The Cougars (4-1) overcame an eight-point deficit in the final five minutes and had an 85-83 lead with three minutes left thanks to a clutch 3-pointer by reserve forward Davin Guinn. But Shane Hammink made a driving layup over a cautious, foul-plagued Eric Mika, and Tevonn Walker nailed a trey with two minutes left to help Valpo (5-1) regain the lead with two minutes left.

The Cougars cut the advantage to 90-89 with a layup by Mika, but Horizon League Player of the Year Alec Peters scored with 11 seconds left, and Mika's desperation three-point attempt at the buzzer was too long. The Cougars got the opportunity for the potential tying basket because Valpo's Max Joseph missed two free throws with 2.9 seconds left.

"There are some areas we have to look at film, get better at," BYU's L.J. Rose said. "We lost our composure a little bit. But it is something we can control. Nobody likes to lose. It is a long season, but hopefully we can learn from this game and it can help us out at the end of the season."

The Cougars wanted to get the ball to Nick Emery on the baseline for the last shot, but Valpo came out in a 1-3-1 zone and scuttled that plan.

"So Eric popped to the corner. He got a shot, but obviously it wasn't the shot we wanted, or drew up," coach Dave Rose said. "Eric is capable of making that shot, but the percentages are pretty tough right there. We did get a clean look, but it didn't work out."

The miss ended a wild, chaos-filled game that featured 48 fouls, including 25 on the Cougars. Both teams made 27 free throws. The Cougars made 10 3-pointers to Valpo's nine. Both teams shot 43 percent from the field. It was that close — just like the final game of the 2015-16 season for the Cougars.

"What we saw was a group of guys that got tested really good, and we showed way too much frustration in our game, and didn't really [focus] on our execution," Rose said. "I thought the effort was good, but we got ourselves in a bad frame of mind trying to play a really good team probably 15, 17 minutes that way."

The frustration started early, as Mika, BYU's double-double machine the first four games, picked up his second foul just five minutes in the game and sat the rest of the first half. That repeated itself to start the second half, as Mika got foul No. 3 with 18:45 remaining and foul No. 4 with 16:28 left and finished playing just 19 minutes. He had 13 points and four rebounds.

"Obviously, we have some issues," Dave Rose said. "Eric came down here and played 19 minutes in both games. And we need him on the floor more than that.

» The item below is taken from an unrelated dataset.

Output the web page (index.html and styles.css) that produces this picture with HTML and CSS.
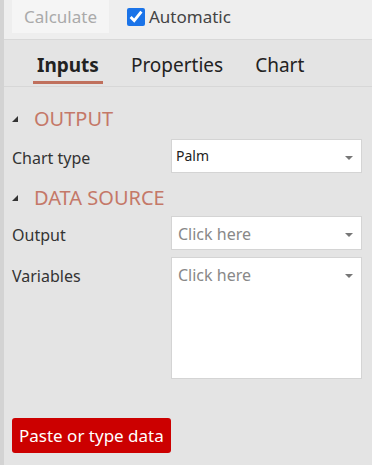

"I thought the guys that we put in, there were so many good things we saw tonight from this game, but the bottom line is we had too many empty possessions on offense, and us defensively, they were able to do what they wanted to do against us."

That was evident late, when Mika had to back off on shots he usually blocks for fear of getting disqualified. Peters finished with 26 points after a slow start, and Shane Hammink added 23.

"We had to play a lot of zone to protect ourselves in the second half, to keep guys in there, and they attacked it pretty well, made some big shots," Rose said. "The driving of [Hammink], he put us in some tough spots and then we were in foul trouble, so all those aggressive plays, the guys are trying to avoid contact and stay in the game. That's all the kind of stuff that we just need to be better at, that we need to improve, and hopefully we can get better from this."

Emery led the Cougars with 18, while TJ Haws had 15. Davin Guinn sparked the Cougars off the bench with 11 points, including three 3-pointers in the second half.

However, the Cougars' shot selection left a lot to be desired. Haws, Emery and Elijah Bryant hoisted up long shots well before the shot clock expired.

"A lot of those shots, our post guy needs to touch the ball [first]," Rose said. "We talked a lot about it at halftime. I thought we were better in the second half. And we will learn. We are just letting [the other team] off the hook. And we can make those shots. I know that. I think that we have got a good plan and a good way to play, and we need to stay with it."

Early in the second half, BYU's frustration boiled over when Haws was whistled for an offensive foul, then was hit with a technical foul for tossing the ball at a Valpo defender's face. Those two free free-throws proved big down the stretch.

"The most important thing is that when we go through [frustrating times], guys need to keep their heads," Rose said. "I mean, guys are frustrated. … You gotta figure out how you are going to execute through that frustration."